As critics continued to suggest the U.S. deal with Mexico didn’t accomplish much, President Donald Trump tweeted Sunday morning there is more to the agreement than meets the eye.
The Mexican president, Andrés Manuel López Obrador, travelled to the border city of Tijuana to rally the country in “defence of national dignity”, but to also reaffirm friendship with the US people – barely a day after the US cancelled the threat of tariffs.
López Obrador called the rally, which was convened prior to the tariffs being cancelled, a “celebration” of both countries brokering a deal.
President Trump had threatened to impose 5% tariffs from Monday on all Mexican goods, if Mexico did not agree new measures to stem migration from Central America.
At the rally in Tijunana, López Obrador said: “We’re celebrating yesterday’s important agreement because it was putting us in a very difficult situation with these tariffs because we would have had to impose the same measures on US products.”
Mexico avoided the most extreme immigration concession sought by U.S. President Donald Trump in the deal reached to fend off threatened tariffs, but it is left even weaker than before in the face of potential new pressure from Trump as he formally kicks off his re-election campaign this month.
Under the deal reached on Friday, Mexico agreed to use a large part of its newly formed National Guard to hold back immigrants crossing from Guatemala, and to take in possibly tens of thousands of people seeking asylum in the United States while their cases are adjudicated.
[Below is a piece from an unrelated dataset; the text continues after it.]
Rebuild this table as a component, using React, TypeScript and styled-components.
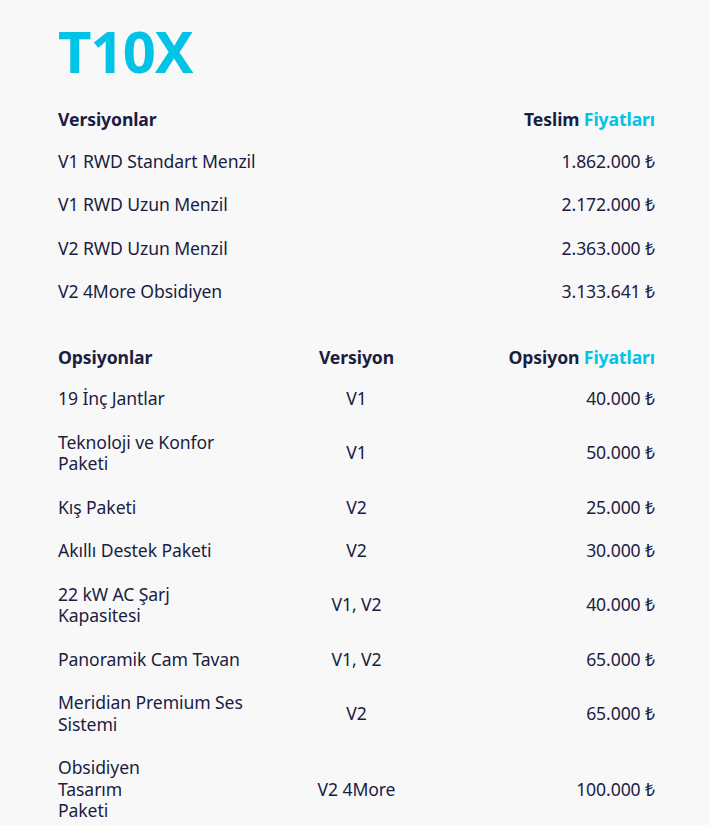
import React from "react";
import styled, { createGlobalStyle } from "styled-components";

const Global = createGlobalStyle`
  html, body { margin: 0; padding: 0; background: #f8f8f8; }
  body { font-family: "Noto Sans", "Open Sans", sans-serif; color: #1b1d42; }
`;

const Page = styled.main`
  padding: 14px 54px 0 58px;
  width: 597px;
`;

const Title = styled.h1`
  margin: 0 0 12px;
  font-size: 58px;
  line-height: 74px;
  font-weight: 700;
  color: #00c3e6;
  letter-spacing: -1px;
`;

const Table = styled.div<{ $cols: number }>`
  display: grid;
  grid-template-columns: ${(p) => (p.$cols === 3 ? "1fr 1fr 1fr" : "1fr 1fr")};
  margin-bottom: 24px;
`;

const Cell = styled.div<{ $align?: "left" | "center" | "right"; $head?: boolean }>`
  display: flex;
  align-items: center;
  justify-content: ${(p) =>
    p.$align === "right" ? "flex-end" : p.$align === "center" ? "center" : "flex-start"};
  text-align: ${(p) => p.$align ?? "left"};
  padding: ${(p) => (p.$head ? "9px 0" : "11px 0")};
  font-size: 17.6px;
  line-height: 21.5px;
  font-weight: ${(p) => (p.$head ? 700 : 400)};
  letter-spacing: -0.1px;
`;

const Accent = styled.span`
  color: #00c3e6;
`;

const versions: [string, string][] = [
  ["V1 RWD Standart Menzil", "1.862.000 ₺"],
  ["V1 RWD Uzun Menzil", "2.172.000 ₺"],
  ["V2 RWD Uzun Menzil", "2.363.000 ₺"],
  ["V2 4More Obsidiyen", "3.133.641 ₺"],
];

const options: [string[], string, string][] = [
  [["19 İnç Jantlar"], "V1", "40.000 ₺"],
  [["Teknoloji ve Konfor", "Paketi"], "V1", "50.000 ₺"],
  [["Kış Paketi"], "V2", "25.000 ₺"],
  [["Akıllı Destek Paketi"], "V2", "30.000 ₺"],
  [["22 kW AC Şarj", "Kapasitesi"], "V1, V2", "40.000 ₺"],
  [["Panoramik Cam Tavan"], "V1, V2", "65.000 ₺"],
  [["Meridian Premium Ses", "Sistemi"], "V2", "65.000 ₺"],
  [["Obsidiyen", "Tasarım", "Paketi"], "V2 4More", "100.000 ₺"],
];

const Lines = ({ lines }: { lines: string[] }) => (
  <span>
    {lines.map((l, i) => (
      <React.Fragment key={i}>
        {i > 0 && <br />}
        {l}
      </React.Fragment>
    ))}
  </span>
);

export default function App() {
  return (
    <>
      <Global />
      <Page>
        <Title>T10X</Title>
        <Table $cols={2}>
          <Cell $head>Versiyonlar</Cell>
          <Cell $head $align="right">
            <span>
              Teslim <Accent>Fiyatları</Accent>
            </span>
          </Cell>
          {versions.map(([n, p]) => (
            <React.Fragment key={n}>
              <Cell>{n}</Cell>
              <Cell $align="right">{p}</Cell>
            </React.Fragment>
          ))}
        </Table>
        <Table $cols={3}>
          <Cell $head>Opsiyonlar</Cell>
          <Cell $head $align="center">Versiyon</Cell>
          <Cell $head $align="right">
            <span>
              Opsiyon <Accent>Fiyatları</Accent>
            </span>
          </Cell>
          {options.map(([n, v, p], i) => (
            <React.Fragment key={i}>
              <Cell>
                <Lines lines={n} />
              </Cell>
              <Cell $align="center">{v}</Cell>
              <Cell $align="right">{p}</Cell>
            </React.Fragment>
          ))}
        </Table>
      </Page>
    </>
  );
}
Led by Foreign Minister Marcelo Ebrard, negotiators in Washington resisted Trump’s core demand that Mexico be declared a safe third country, a classification that would oblige Central Americans crossing through Mexico to seek safe haven there, not the United States.
President Donald Trump hinted at additional measures between the U.S. and Mexico, a day after he vowed that Mexico would soon make “large” agricultural purchases from the U.S. as part of a deal on border security and illegal immigration that allowed Mexico to avoid U.S. tariffs.
“Some things not mentioned in yesterday’s press release, one in particular, were agreed on. That will be announced at the appropriate time,” Trump said Sunday in a series of four tweets about Mexico, the media and other matters.